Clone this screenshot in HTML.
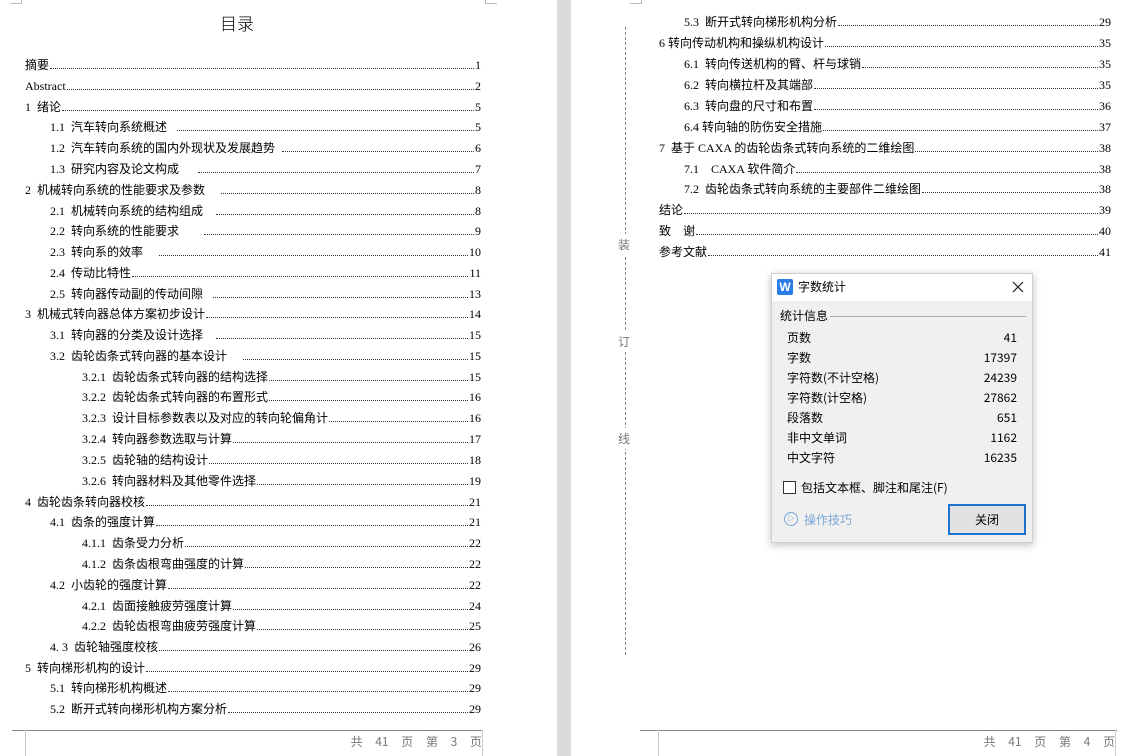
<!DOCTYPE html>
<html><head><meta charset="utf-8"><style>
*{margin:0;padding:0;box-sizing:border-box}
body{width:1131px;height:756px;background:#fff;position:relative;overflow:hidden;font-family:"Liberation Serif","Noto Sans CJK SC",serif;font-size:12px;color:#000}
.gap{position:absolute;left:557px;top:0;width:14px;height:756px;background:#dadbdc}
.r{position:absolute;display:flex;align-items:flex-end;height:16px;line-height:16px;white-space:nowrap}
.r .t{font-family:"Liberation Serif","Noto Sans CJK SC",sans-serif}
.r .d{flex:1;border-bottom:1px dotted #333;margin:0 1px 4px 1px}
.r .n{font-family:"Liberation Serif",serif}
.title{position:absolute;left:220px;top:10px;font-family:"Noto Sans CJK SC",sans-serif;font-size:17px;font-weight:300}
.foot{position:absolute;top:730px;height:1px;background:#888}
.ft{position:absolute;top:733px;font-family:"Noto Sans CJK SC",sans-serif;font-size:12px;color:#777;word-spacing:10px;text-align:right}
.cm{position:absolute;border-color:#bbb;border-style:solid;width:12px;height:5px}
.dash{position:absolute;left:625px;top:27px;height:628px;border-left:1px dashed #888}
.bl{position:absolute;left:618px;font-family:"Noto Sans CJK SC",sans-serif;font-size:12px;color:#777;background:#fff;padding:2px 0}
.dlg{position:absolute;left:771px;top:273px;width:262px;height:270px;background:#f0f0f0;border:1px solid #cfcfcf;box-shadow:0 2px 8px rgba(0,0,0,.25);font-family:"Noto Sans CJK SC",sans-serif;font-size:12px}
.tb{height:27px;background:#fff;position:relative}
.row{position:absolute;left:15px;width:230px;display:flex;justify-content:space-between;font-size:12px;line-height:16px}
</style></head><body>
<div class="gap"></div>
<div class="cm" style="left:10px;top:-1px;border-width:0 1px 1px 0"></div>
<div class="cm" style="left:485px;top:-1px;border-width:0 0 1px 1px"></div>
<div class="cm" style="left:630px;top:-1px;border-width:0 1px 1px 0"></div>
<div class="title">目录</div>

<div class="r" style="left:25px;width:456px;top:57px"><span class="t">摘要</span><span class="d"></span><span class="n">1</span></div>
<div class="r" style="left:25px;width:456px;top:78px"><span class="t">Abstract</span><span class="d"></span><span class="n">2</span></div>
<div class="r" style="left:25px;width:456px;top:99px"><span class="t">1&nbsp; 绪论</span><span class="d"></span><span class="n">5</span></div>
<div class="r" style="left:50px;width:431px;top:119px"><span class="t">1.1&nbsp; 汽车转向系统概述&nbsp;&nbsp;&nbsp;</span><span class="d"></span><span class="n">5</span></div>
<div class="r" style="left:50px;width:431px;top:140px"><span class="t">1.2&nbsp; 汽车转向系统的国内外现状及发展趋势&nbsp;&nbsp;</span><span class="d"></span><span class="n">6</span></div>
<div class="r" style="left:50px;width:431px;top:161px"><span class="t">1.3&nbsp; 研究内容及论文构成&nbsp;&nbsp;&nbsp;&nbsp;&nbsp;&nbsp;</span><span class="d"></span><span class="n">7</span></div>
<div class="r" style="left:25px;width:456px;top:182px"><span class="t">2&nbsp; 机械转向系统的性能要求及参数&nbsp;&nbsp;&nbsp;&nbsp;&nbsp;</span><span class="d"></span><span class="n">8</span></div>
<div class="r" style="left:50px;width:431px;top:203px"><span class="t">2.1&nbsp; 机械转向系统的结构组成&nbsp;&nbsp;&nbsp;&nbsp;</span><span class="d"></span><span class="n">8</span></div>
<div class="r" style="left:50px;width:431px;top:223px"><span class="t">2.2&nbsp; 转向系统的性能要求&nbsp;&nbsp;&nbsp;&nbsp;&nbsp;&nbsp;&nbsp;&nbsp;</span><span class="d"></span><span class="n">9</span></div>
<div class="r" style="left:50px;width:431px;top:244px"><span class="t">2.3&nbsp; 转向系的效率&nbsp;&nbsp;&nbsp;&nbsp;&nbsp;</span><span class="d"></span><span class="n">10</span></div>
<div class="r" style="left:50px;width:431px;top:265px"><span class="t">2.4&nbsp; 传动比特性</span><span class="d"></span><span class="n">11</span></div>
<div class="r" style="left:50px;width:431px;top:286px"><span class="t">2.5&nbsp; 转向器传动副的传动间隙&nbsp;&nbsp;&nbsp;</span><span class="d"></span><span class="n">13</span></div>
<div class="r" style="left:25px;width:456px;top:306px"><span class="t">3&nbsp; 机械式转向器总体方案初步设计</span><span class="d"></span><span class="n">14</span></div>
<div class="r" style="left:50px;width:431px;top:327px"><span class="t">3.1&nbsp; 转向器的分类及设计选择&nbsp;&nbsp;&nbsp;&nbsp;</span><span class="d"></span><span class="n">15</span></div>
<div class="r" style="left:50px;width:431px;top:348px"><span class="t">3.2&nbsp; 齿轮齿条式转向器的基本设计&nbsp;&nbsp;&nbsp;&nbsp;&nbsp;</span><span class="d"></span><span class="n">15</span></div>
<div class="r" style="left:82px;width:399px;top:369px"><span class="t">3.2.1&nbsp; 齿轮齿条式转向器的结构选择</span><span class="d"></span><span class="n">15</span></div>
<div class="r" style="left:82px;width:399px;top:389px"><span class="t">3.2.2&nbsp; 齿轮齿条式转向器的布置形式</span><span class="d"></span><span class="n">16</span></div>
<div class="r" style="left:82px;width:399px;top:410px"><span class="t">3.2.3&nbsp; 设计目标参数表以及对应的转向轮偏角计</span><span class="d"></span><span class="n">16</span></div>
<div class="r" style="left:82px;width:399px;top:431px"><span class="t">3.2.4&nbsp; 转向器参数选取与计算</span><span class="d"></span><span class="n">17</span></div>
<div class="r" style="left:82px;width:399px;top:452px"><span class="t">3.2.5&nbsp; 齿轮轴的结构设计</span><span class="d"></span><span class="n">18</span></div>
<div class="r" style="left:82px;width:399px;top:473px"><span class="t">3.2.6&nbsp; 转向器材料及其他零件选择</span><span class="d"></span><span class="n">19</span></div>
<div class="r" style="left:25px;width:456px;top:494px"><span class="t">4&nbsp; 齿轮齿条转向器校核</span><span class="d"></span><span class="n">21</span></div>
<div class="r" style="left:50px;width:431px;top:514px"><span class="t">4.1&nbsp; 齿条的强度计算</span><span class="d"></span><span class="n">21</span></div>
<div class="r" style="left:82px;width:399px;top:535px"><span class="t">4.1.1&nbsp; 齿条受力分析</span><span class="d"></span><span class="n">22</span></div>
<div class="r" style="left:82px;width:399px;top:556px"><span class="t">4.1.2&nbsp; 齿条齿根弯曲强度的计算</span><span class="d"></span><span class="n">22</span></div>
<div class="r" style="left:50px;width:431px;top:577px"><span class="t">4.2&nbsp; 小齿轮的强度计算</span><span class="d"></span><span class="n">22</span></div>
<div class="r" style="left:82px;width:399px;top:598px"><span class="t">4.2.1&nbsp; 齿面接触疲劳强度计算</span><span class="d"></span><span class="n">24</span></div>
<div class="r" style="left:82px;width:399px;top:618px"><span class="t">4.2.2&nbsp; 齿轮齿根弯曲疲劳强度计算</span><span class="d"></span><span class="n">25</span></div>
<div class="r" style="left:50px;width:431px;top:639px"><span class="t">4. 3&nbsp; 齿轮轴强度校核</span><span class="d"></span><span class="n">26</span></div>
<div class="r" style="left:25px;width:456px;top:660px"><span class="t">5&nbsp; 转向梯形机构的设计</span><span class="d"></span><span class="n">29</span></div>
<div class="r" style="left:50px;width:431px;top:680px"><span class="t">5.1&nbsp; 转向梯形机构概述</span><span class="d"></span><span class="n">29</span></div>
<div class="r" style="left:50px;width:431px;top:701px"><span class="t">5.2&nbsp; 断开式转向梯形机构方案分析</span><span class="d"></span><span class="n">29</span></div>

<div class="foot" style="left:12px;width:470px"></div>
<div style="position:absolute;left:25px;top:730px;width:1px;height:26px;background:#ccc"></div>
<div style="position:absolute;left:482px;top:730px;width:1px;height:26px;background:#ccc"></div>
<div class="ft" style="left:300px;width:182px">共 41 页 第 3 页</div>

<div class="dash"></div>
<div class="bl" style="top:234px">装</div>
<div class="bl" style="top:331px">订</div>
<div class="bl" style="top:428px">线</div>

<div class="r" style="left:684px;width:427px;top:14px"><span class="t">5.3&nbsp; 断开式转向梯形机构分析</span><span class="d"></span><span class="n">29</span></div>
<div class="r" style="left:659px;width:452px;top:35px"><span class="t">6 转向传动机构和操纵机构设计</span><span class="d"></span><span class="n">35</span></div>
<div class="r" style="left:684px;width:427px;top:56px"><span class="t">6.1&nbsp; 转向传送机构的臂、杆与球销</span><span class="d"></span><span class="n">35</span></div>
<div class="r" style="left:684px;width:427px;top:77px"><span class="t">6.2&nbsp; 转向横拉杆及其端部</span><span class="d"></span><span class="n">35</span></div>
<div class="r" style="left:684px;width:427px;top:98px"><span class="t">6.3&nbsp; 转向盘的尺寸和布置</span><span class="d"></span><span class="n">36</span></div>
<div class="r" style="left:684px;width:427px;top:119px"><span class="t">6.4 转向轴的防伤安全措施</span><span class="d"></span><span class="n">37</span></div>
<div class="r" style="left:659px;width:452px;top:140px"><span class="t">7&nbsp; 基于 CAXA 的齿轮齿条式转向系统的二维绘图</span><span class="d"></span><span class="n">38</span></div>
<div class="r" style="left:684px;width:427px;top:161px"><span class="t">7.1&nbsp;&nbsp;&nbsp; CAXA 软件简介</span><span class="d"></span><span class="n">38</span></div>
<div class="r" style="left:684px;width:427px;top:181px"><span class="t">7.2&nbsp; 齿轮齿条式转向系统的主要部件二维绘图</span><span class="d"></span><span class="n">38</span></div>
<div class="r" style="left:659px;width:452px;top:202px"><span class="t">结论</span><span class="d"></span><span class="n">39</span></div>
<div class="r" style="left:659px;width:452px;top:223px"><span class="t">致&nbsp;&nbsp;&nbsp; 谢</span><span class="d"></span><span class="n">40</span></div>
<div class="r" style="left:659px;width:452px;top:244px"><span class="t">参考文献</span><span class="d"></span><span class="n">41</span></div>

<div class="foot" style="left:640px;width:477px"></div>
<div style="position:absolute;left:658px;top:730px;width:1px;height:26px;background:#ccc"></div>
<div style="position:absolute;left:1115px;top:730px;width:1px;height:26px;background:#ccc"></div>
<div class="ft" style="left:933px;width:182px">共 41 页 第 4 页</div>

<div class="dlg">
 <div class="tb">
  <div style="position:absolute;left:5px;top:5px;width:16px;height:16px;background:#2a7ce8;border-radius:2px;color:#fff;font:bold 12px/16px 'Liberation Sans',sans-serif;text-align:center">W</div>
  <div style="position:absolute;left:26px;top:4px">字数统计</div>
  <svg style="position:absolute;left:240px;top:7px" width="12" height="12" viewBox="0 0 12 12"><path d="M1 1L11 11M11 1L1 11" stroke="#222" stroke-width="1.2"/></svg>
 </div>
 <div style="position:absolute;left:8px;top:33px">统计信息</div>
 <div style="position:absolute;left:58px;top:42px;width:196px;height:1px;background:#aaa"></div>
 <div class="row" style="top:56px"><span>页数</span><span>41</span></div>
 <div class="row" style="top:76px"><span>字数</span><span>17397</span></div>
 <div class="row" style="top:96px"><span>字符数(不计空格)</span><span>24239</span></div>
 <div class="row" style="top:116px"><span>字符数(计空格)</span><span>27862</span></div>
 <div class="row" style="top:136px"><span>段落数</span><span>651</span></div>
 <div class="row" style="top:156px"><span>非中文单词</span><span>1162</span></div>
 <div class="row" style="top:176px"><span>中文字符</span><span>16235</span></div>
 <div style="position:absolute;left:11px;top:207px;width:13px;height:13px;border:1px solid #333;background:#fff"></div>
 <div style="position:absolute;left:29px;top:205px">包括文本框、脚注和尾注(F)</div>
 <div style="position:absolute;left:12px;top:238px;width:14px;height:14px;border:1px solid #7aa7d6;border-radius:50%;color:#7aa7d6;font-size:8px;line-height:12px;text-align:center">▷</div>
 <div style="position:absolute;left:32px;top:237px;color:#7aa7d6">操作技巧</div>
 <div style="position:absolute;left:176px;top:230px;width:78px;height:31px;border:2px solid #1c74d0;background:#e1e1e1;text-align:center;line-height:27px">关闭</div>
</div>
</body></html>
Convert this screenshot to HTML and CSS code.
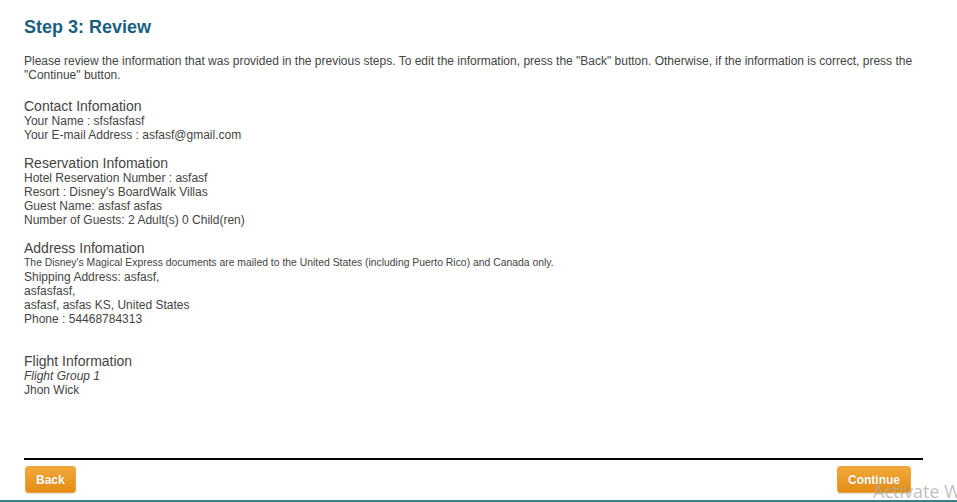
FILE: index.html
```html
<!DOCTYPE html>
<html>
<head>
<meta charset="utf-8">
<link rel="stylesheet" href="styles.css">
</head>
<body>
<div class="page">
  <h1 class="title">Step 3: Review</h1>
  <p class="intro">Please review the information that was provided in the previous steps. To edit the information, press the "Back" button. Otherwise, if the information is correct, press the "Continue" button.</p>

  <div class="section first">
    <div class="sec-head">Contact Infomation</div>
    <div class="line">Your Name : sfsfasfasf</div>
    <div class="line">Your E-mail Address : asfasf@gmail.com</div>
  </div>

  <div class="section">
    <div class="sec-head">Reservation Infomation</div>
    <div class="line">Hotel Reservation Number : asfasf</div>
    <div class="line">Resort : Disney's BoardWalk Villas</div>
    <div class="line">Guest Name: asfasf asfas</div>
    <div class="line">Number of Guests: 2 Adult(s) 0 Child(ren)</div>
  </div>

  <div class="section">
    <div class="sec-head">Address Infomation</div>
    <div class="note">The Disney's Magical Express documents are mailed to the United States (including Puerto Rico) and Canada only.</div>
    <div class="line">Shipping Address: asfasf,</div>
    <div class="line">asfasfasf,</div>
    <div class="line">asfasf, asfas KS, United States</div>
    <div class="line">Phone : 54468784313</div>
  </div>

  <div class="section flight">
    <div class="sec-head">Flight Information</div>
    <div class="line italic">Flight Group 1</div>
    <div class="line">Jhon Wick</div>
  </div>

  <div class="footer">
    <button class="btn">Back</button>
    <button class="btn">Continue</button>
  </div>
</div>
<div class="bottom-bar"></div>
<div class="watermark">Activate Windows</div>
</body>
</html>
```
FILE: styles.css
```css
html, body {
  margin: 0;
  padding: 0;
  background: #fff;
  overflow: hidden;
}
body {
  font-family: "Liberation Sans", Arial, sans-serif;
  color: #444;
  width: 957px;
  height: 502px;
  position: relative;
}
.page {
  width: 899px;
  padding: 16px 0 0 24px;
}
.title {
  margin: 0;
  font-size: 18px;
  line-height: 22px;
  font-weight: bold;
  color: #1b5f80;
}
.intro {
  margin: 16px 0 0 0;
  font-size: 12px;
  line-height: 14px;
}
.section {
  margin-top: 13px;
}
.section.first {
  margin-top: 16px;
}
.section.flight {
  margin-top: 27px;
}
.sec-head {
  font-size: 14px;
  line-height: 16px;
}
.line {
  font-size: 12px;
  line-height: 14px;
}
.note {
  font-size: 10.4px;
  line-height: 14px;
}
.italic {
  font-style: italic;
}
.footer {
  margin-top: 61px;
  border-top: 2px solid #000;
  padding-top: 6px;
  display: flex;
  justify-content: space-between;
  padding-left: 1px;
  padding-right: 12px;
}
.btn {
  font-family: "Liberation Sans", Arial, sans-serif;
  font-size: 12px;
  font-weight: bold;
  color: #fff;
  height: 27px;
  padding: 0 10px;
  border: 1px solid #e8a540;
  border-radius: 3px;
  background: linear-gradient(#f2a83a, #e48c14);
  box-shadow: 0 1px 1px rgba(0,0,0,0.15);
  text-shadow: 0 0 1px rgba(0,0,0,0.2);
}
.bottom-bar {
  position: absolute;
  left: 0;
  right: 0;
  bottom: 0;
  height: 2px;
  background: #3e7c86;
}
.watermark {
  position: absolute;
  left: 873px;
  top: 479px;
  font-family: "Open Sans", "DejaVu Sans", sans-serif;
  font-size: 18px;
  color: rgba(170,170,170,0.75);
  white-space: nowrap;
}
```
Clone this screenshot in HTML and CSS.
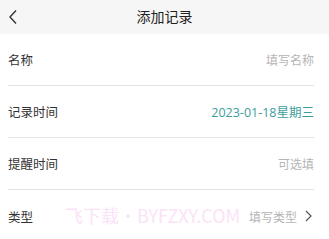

▬▬▬▬▬▬▬▬▬▬

OBJECTIVE
Count up the lines in the listing that hold the word "Clone", and give that number only.

REPLY
2